PROBLEM REQUIREMENTS: Each line of the listing must be transcribed exactly, except for the images, which should be excluded.

MATERIAL:
start
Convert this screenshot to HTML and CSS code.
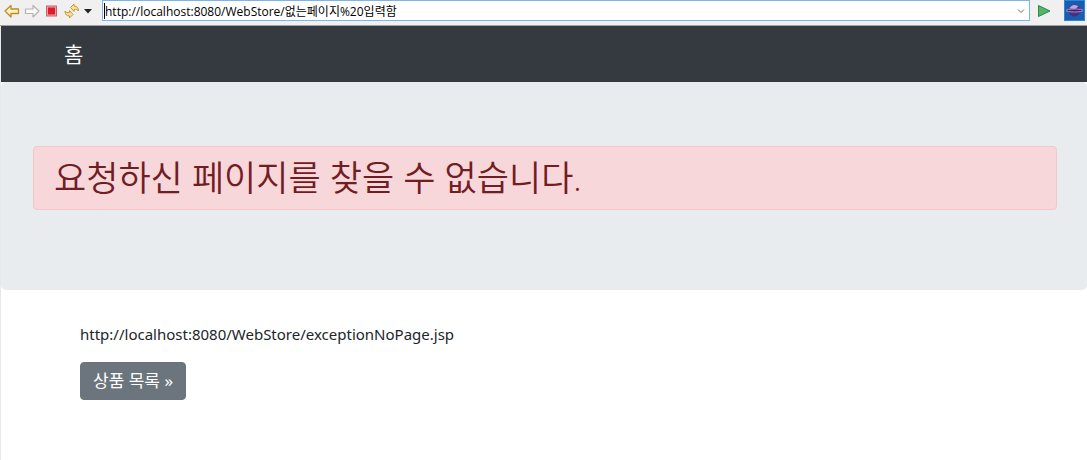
FILE: index.html
```html
<!DOCTYPE html>
<html lang="ko">
<head>
  <meta charset="UTF-8">
  <meta name="viewport" content="width=device-width, initial-scale=1">
  <title>페이지 오류</title>
  <link rel="stylesheet" href="styles.css">
</head>
<body>
  <form class="toolbar">
    <button type="button" class="tool" aria-label="뒤로">
      <svg width="16" height="16" viewBox="0 0 16 16"><path d="M1 8l6-5.5V6h7.5v4.5H7V14z" fill="#fff3c4" stroke="#c08a24" stroke-width="1.3" stroke-linejoin="round"/></svg>
    </button>
    <button type="button" class="tool" aria-label="앞으로">
      <svg width="16" height="16" viewBox="0 0 16 16"><path d="M15 8L9 2.5V6H1.5v4.5H9V14z" fill="#f8f8f8" stroke="#b4b4b4" stroke-width="1.2" stroke-linejoin="round"/></svg>
    </button>
    <button type="button" class="tool" aria-label="중지">
      <svg width="16" height="16" viewBox="0 0 16 16"><rect x="2.500" y="3" width="10" height="10" fill="#f0a0a4" stroke="#d0606a"/><rect x="4" y="4.500" width="7" height="7" fill="#dc1c2c"/></svg>
    </button>
    <button type="button" class="tool" aria-label="새로 고침">
      <svg width="16" height="16" viewBox="0 0 16 16" fill="#fbe29a" stroke="#c89632" stroke-width="1" stroke-linejoin="round"><path d="M6.500 4.500L10 1v2c3 0 4.500 2 4.500 5-1-1.500-2.500-2-4.500-1.500V8.500z"/><path d="M9 11.500L5.500 15v-2c-3 0-4.500-2-4.500-5 1 1.500 2.500 2 4.500 1.500V7.500z"/></svg>
    </button>
    <button type="button" class="tool tool-menu" aria-label="메뉴">
      <svg width="8" height="16" viewBox="0 0 8 16"><path d="M0 6h8L4 10.500z" fill="#222"/></svg>
    </button>
    <div class="address">
      <span class="caret"></span>
      <input type="text" class="address-input" aria-label="주소" value="http://localhost:8080/WebStore/없는페이지%20입력함">
      <svg width="8" height="8" viewBox="0 0 8 8"><path d="M1 2.500l3 3 3-3" fill="none" stroke="#666"/></svg>
    </div>
    <button type="button" class="tool tool-go" aria-label="이동">
      <svg width="16" height="16" viewBox="0 0 16 16"><path d="M2.500 2.500v11L14 8z" fill="#55b46c" stroke="#2f8746" stroke-linejoin="round"/></svg>
    </button>
    <button type="button" class="tool tool-browser" aria-label="브라우저">
      <svg width="21" height="21" viewBox="0 0 21 21">
        <rect width="21" height="21" fill="#2b86d4"/>
        <rect x="1" y="1" width="19" height="19" fill="#1a5cb0"/>
        <circle cx="10.500" cy="10.500" r="6" fill="#44307c"/>
        <path d="M5.500 8.500a5.500 5.500 0 0 1 9-2L11 9z" fill="#b8a6dc"/>
        <ellipse cx="10.500" cy="10.500" rx="8.500" ry="1.500" fill="#3a2468" stroke="#b48cd8"/>
      </svg>
    </button>
  </form>

  <div class="page">
    <nav class="navbar">
      <div class="container">
        <a class="navbar-brand" href="#">홈</a>
      </div>
    </nav>
    <div class="jumbotron">
      <h1 class="alert alert-danger">요청하신 페이지를 찾을 수 없습니다.</h1>
    </div>
    <div class="container content">
      <p>http://localhost:8080/WebStore/exceptionNoPage.jsp</p>
      <p><a href="#" class="btn btn-secondary">상품 목록 &raquo;</a></p>
    </div>
  </div>
</body>
</html>
```

FILE: styles.css
```css
* {
  box-sizing: border-box;
}
body {
  margin: 0;
  font-family: "Noto Sans", "Noto Sans CJK KR", sans-serif;
  font-size: 15px;
  line-height: 24px;
  color: #212529;
  background: #fff;
}

/* browser toolbar */
.toolbar {
  display: flex;
  align-items: center;
  height: 26px;
  padding: 0 2px 4px 4px;
  background: #f0f0f0;
  border-bottom: 1px solid #a0a0a0;
}
.tool {
  display: flex;
  flex: none;
  margin: 0 4px 0 0;
  padding: 0;
  border: 0;
  background: none;
}
.tool-menu {
  margin-right: 10px;
}
.tool-go {
  margin: 0 12px 0 6px;
}
.tool-browser {
  margin: 0;
}
.address {
  display: flex;
  flex: 1;
  align-items: center;
  height: 21px;
  padding: 0 4px 0 1px;
  border: 1px solid #7ab4e8;
  background: #fff;
}
.caret {
  width: 1px;
  height: 16px;
  background: #000;
}
.address-input {
  flex: 1;
  min-width: 0;
  padding: 0;
  border: 0;
  outline: 0;
  font-family: "Open Sans", "Noto Sans CJK KR", sans-serif;
  font-size: 12px;
  color: #000;
  background: none;
}

/* page */
.page {
  min-height: calc(100vh - 26px);
  border-left: 1px solid #e8e8e8;
}
.container {
  width: 100%;
  max-width: 960px;
  margin: 0 auto;
  padding: 0 16px;
}
.navbar {
  padding: 8px 0;
  background: #343a40;
}
.navbar .container {
  padding: 0;
}
.navbar-brand {
  display: inline-block;
  padding: 5px 0;
  font-size: 21px;
  line-height: 30px;
  vertical-align: top;
  color: #fff;
  text-decoration: none;
}
.jumbotron {
  margin-bottom: 32px;
  padding: 64px 30px 80px 32px;
  border-radius: 5px;
  background: #e9ecef;
}
.alert {
  margin: 0;
  padding: 7px 20px;
  border: 1px solid #f5c6cb;
  border-radius: 4px;
}
.alert-danger {
  color: #721c24;
  background: #f8d7da;
}
h1 {
  font-family: "Open Sans", "Noto Sans CJK KR", sans-serif;
  font-size: 35px;
  font-weight: 350;
  line-height: 48px;
}
p {
  margin: 0 0 16px;
}
.btn {
  display: inline-block;
  padding: 6px 12px;
  border: 1px solid transparent;
  border-radius: 4px;
  font-size: 17px;
  text-decoration: none;
}
.btn-secondary {
  color: #fff;
  background: #6c757d;
  border-color: #6c757d;
}
```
end
EXERCISE SOLUTION:
Convert this screenshot to HTML and CSS code.
FILE: index.html
```html
<!DOCTYPE html>
<html lang="ko">
<head>
  <meta charset="UTF-8">
  <meta name="viewport" content="width=device-width, initial-scale=1">
  <title>페이지 오류</title>
  <link rel="stylesheet" href="styles.css">
</head>
<body>
  <form class="toolbar">
    <button type="button" class="tool" aria-label="뒤로">
      <svg width="16" height="16" viewBox="0 0 16 16"><path d="M1 8l6-5.5V6h7.5v4.5H7V14z" fill="#fff3c4" stroke="#c08a24" stroke-width="1.3" stroke-linejoin="round"/></svg>
    </button>
    <button type="button" class="tool" aria-label="앞으로">
      <svg width="16" height="16" viewBox="0 0 16 16"><path d="M15 8L9 2.5V6H1.5v4.5H9V14z" fill="#f8f8f8" stroke="#b4b4b4" stroke-width="1.2" stroke-linejoin="round"/></svg>
    </button>
    <button type="button" class="tool" aria-label="중지">
      <svg width="16" height="16" viewBox="0 0 16 16"><rect x="2.500" y="3" width="10" height="10" fill="#f0a0a4" stroke="#d0606a"/><rect x="4" y="4.500" width="7" height="7" fill="#dc1c2c"/></svg>
    </button>
    <button type="button" class="tool" aria-label="새로 고침">
      <svg width="16" height="16" viewBox="0 0 16 16" fill="#fbe29a" stroke="#c89632" stroke-width="1" stroke-linejoin="round"><path d="M6.500 4.500L10 1v2c3 0 4.500 2 4.500 5-1-1.500-2.500-2-4.500-1.500V8.500z"/><path d="M9 11.500L5.500 15v-2c-3 0-4.500-2-4.500-5 1 1.500 2.500 2 4.500 1.500V7.500z"/></svg>
    </button>
    <button type="button" class="tool tool-menu" aria-label="메뉴">
      <svg width="8" height="16" viewBox="0 0 8 16"><path d="M0 6h8L4 10.500z" fill="#222"/></svg>
    </button>
    <div class="address">
      <span class="caret"></span>
      <input type="text" class="address-input" aria-label="주소" value="http://localhost:8080/WebStore/없는페이지%20입력함">
      <svg width="8" height="8" viewBox="0 0 8 8"><path d="M1 2.500l3 3 3-3" fill="none" stroke="#666"/></svg>
    </div>
    <button type="button" class="tool tool-go" aria-label="이동">
      <svg width="16" height="16" viewBox="0 0 16 16"><path d="M2.500 2.500v11L14 8z" fill="#55b46c" stroke="#2f8746" stroke-linejoin="round"/></svg>
    </button>
    <button type="button" class="tool tool-browser" aria-label="브라우저">
      <svg width="21" height="21" viewBox="0 0 21 21">
        <rect width="21" height="21" fill="#2b86d4"/>
        <rect x="1" y="1" width="19" height="19" fill="#1a5cb0"/>
        <circle cx="10.500" cy="10.500" r="6" fill="#44307c"/>
        <path d="M5.500 8.500a5.500 5.500 0 0 1 9-2L11 9z" fill="#b8a6dc"/>
        <ellipse cx="10.500" cy="10.500" rx="8.500" ry="1.500" fill="#3a2468" stroke="#b48cd8"/>
      </svg>
    </button>
  </form>

  <div class="page">
    <nav class="navbar">
      <div class="container">
        <a class="navbar-brand" href="#">홈</a>
      </div>
    </nav>
    <div class="jumbotron">
      <h1 class="alert alert-danger">요청하신 페이지를 찾을 수 없습니다.</h1>
    </div>
    <div class="container content">
      <p>http://localhost:8080/WebStore/exceptionNoPage.jsp</p>
      <p><a href="#" class="btn btn-secondary">상품 목록 &raquo;</a></p>
    </div>
  </div>
</body>
</html>
```

FILE: styles.css
```css
* {
  box-sizing: border-box;
}
body {
  margin: 0;
  font-family: "Noto Sans", "Noto Sans CJK KR", sans-serif;
  font-size: 15px;
  line-height: 24px;
  color: #212529;
  background: #fff;
}

/* browser toolbar */
.toolbar {
  display: flex;
  align-items: center;
  height: 26px;
  padding: 0 2px 4px 4px;
  background: #f0f0f0;
  border-bottom: 1px solid #a0a0a0;
}
.tool {
  display: flex;
  flex: none;
  margin: 0 4px 0 0;
  padding: 0;
  border: 0;
  background: none;
}
.tool-menu {
  margin-right: 10px;
}
.tool-go {
  margin: 0 12px 0 6px;
}
.tool-browser {
  margin: 0;
}
.address {
  display: flex;
  flex: 1;
  align-items: center;
  height: 21px;
  padding: 0 4px 0 1px;
  border: 1px solid #7ab4e8;
  background: #fff;
}
.caret {
  width: 1px;
  height: 16px;
  background: #000;
}
.address-input {
  flex: 1;
  min-width: 0;
  padding: 0;
  border: 0;
  outline: 0;
  font-family: "Open Sans", "Noto Sans CJK KR", sans-serif;
  font-size: 12px;
  color: #000;
  background: none;
}

/* page */
.page {
  min-height: calc(100vh - 26px);
  border-left: 1px solid #e8e8e8;
}
.container {
  width: 100%;
  max-width: 960px;
  margin: 0 auto;
  padding: 0 16px;
}
.navbar {
  padding: 8px 0;
  background: #343a40;
}
.navbar .container {
  padding: 0;
}
.navbar-brand {
  display: inline-block;
  padding: 5px 0;
  font-size: 21px;
  line-height: 30px;
  vertical-align: top;
  color: #fff;
  text-decoration: none;
}
.jumbotron {
  margin-bottom: 32px;
  padding: 64px 30px 80px 32px;
  border-radius: 5px;
  background: #e9ecef;
}
.alert {
  margin: 0;
  padding: 7px 20px;
  border: 1px solid #f5c6cb;
  border-radius: 4px;
}
.alert-danger {
  color: #721c24;
  background: #f8d7da;
}
h1 {
  font-family: "Open Sans", "Noto Sans CJK KR", sans-serif;
  font-size: 35px;
  font-weight: 350;
  line-height: 48px;
}
p {
  margin: 0 0 16px;
}
.btn {
  display: inline-block;
  padding: 6px 12px;
  border: 1px solid transparent;
  border-radius: 4px;
  font-size: 17px;
  text-decoration: none;
}
.btn-secondary {
  color: #fff;
  background: #6c757d;
  border-color: #6c757d;
}
```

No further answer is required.